=== Directions ===
Go through the listing and copy each line with the string "this".

=== Data shown ===
* Start *

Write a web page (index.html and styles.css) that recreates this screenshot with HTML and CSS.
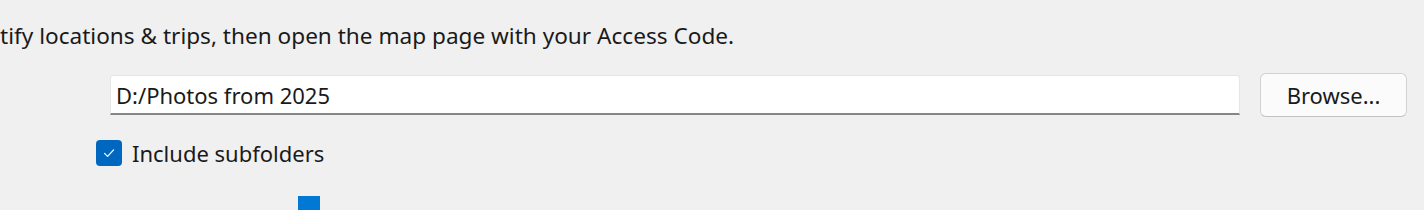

* End *
* Start *

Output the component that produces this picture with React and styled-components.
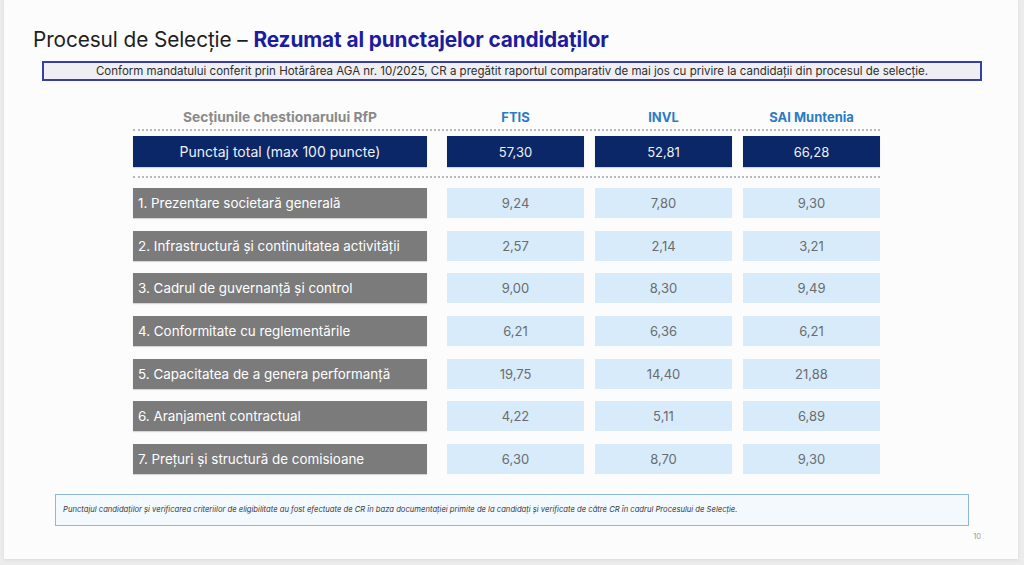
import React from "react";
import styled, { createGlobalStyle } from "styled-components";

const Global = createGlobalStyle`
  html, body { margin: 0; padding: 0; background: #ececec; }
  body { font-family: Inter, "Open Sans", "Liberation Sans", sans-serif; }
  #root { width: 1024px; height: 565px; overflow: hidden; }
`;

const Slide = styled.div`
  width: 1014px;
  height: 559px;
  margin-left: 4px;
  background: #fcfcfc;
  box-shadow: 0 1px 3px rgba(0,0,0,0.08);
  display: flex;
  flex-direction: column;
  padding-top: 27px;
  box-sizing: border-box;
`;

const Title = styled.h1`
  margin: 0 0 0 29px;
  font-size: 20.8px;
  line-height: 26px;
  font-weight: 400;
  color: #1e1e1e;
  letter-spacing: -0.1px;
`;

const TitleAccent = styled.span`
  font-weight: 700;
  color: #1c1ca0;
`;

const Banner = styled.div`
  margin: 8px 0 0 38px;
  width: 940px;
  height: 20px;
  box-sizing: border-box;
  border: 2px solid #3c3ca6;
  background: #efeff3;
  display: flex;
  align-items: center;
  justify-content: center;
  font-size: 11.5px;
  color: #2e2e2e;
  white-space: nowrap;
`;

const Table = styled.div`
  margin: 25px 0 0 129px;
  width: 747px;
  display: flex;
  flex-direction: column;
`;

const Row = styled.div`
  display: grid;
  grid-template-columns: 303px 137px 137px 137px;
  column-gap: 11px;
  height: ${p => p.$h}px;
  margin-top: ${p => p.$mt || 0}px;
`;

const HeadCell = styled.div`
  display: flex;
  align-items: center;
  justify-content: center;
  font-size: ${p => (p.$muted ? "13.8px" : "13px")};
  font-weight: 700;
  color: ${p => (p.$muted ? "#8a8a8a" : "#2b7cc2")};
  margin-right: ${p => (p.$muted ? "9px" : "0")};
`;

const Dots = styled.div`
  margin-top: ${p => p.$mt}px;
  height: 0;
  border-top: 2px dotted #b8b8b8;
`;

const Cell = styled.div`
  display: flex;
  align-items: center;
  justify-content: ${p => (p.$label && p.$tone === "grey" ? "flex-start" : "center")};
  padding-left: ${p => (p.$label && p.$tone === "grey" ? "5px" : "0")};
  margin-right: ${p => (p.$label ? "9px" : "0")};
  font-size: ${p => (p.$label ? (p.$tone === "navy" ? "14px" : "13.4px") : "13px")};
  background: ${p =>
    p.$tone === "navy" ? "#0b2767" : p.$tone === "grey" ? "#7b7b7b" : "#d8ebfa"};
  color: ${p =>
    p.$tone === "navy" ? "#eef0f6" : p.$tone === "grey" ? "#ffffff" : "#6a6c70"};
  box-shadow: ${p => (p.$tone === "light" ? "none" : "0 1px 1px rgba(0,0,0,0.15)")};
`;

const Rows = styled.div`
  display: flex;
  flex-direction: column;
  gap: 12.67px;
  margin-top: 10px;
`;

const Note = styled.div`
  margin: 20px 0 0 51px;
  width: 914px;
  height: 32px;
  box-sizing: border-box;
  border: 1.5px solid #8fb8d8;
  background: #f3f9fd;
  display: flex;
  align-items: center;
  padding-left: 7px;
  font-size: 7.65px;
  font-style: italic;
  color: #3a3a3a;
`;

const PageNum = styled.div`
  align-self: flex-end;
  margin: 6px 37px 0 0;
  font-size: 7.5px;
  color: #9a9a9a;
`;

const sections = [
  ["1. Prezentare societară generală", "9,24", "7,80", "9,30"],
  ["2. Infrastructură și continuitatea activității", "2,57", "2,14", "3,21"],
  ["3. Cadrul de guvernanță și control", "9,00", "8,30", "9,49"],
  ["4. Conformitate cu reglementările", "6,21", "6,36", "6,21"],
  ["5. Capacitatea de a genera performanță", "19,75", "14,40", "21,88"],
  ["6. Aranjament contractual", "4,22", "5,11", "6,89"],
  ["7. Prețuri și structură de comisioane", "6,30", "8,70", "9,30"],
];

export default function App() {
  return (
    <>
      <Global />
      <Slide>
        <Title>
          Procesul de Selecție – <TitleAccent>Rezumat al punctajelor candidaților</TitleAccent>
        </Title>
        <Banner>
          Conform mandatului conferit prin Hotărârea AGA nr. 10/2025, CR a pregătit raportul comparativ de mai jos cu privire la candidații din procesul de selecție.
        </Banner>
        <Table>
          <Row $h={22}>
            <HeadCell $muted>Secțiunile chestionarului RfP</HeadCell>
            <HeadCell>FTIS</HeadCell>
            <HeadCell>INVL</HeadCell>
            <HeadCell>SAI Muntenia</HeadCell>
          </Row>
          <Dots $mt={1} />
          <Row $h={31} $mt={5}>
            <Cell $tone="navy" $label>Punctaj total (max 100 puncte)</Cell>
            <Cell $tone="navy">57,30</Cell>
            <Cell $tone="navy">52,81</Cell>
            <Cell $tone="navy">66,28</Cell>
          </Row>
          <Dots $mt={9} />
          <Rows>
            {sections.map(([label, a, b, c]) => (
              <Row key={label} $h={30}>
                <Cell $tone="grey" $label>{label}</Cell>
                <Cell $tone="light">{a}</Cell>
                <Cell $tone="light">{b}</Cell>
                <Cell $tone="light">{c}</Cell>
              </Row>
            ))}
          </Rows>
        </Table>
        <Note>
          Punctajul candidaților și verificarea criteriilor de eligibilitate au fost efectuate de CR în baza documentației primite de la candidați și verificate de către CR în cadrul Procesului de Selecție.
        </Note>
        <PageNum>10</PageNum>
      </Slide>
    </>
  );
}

* End *
* Start *

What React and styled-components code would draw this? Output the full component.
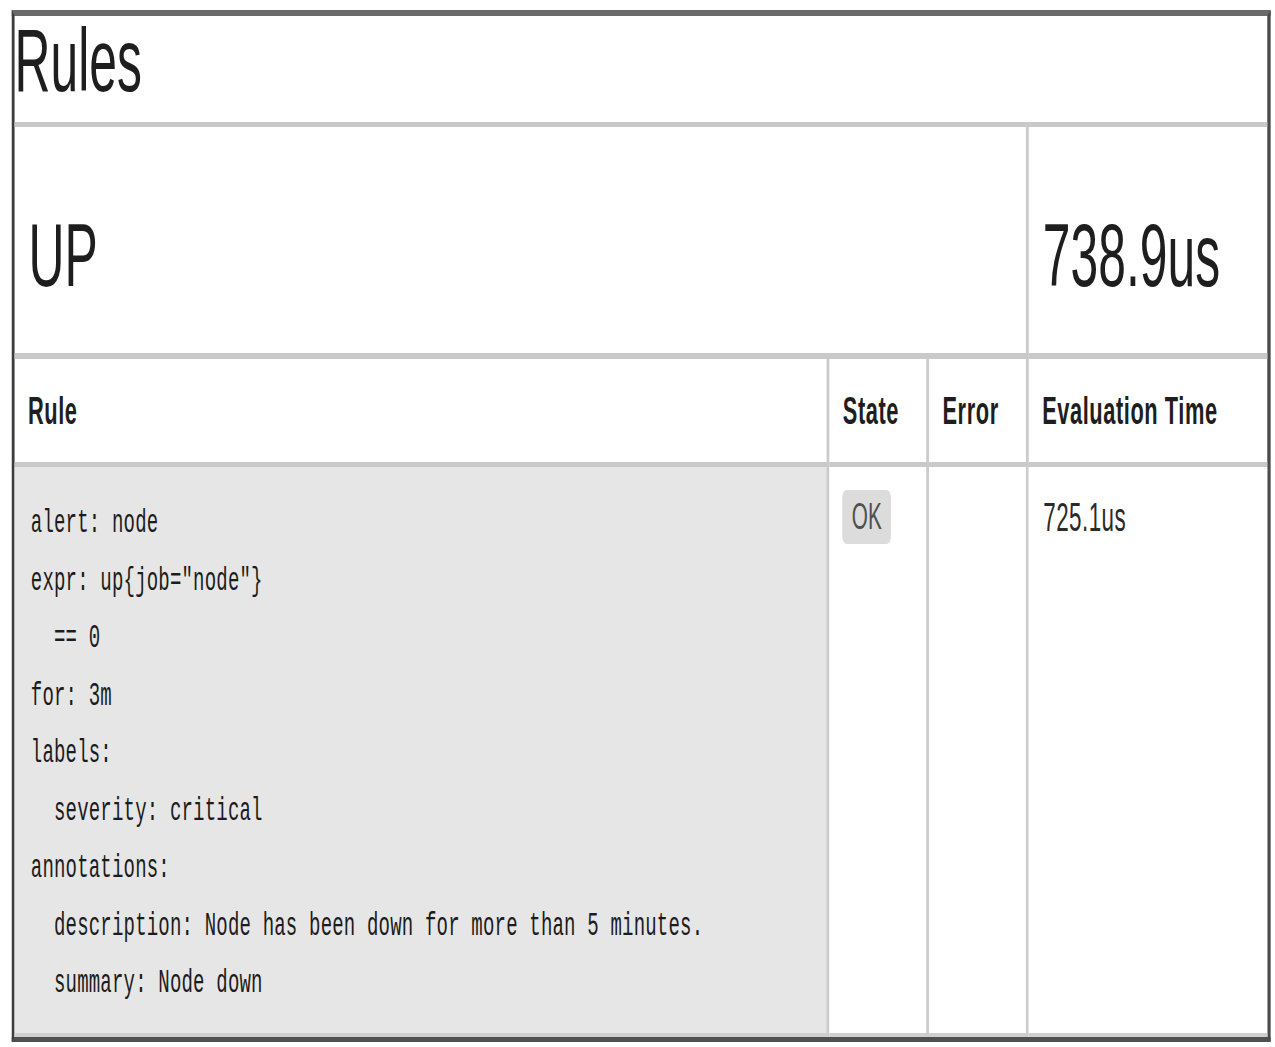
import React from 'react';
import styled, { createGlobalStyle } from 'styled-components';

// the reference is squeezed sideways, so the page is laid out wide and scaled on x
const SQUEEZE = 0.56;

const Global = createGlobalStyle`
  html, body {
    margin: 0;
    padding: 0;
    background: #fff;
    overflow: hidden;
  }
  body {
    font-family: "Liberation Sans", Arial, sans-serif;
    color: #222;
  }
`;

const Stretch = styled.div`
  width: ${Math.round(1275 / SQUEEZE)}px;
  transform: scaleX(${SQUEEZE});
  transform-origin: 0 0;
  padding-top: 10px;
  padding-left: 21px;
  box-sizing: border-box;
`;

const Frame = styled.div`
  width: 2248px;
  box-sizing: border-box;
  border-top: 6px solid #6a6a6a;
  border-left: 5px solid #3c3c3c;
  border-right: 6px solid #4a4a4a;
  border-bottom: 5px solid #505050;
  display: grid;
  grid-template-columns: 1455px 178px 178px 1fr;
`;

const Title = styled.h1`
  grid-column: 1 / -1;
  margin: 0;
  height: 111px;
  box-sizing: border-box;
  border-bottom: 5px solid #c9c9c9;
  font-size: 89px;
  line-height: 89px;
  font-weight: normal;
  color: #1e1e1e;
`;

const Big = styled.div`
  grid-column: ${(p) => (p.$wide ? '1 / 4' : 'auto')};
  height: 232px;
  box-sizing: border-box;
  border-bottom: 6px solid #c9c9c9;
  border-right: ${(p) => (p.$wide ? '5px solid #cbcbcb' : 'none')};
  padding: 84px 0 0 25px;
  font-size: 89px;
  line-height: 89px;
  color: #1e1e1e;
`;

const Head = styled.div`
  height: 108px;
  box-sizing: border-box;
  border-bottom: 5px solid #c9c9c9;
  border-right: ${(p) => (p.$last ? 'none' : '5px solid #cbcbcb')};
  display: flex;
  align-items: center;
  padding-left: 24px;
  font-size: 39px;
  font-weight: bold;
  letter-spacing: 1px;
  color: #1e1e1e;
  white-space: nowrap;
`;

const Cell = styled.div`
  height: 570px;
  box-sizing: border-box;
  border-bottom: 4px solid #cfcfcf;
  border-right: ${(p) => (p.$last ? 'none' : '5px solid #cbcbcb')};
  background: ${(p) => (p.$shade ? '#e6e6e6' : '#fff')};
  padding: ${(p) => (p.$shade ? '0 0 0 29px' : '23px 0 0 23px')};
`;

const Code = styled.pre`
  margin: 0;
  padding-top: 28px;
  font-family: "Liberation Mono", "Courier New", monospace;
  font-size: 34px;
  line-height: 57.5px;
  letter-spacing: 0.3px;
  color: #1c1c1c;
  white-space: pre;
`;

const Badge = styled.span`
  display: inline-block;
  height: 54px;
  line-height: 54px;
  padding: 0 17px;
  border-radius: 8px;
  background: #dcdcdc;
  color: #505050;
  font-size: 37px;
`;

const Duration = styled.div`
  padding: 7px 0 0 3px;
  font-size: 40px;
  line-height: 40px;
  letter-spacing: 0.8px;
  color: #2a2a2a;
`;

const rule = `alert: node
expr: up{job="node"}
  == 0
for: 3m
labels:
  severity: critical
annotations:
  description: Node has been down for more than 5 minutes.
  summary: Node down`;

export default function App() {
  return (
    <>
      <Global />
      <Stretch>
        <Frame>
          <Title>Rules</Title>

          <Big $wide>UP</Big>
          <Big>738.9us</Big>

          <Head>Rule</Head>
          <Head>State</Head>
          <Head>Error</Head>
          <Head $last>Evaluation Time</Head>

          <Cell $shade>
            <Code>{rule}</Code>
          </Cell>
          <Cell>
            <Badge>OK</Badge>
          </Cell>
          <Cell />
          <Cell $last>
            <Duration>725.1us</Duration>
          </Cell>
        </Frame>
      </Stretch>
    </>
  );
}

* End *

=== Answer for the task ===
Write a web page (index.html and styles.css) that recreates this screenshot with HTML and CSS.
Output the component that produces this picture with React and styled-components.
What React and styled-components code would draw this? Output the full component.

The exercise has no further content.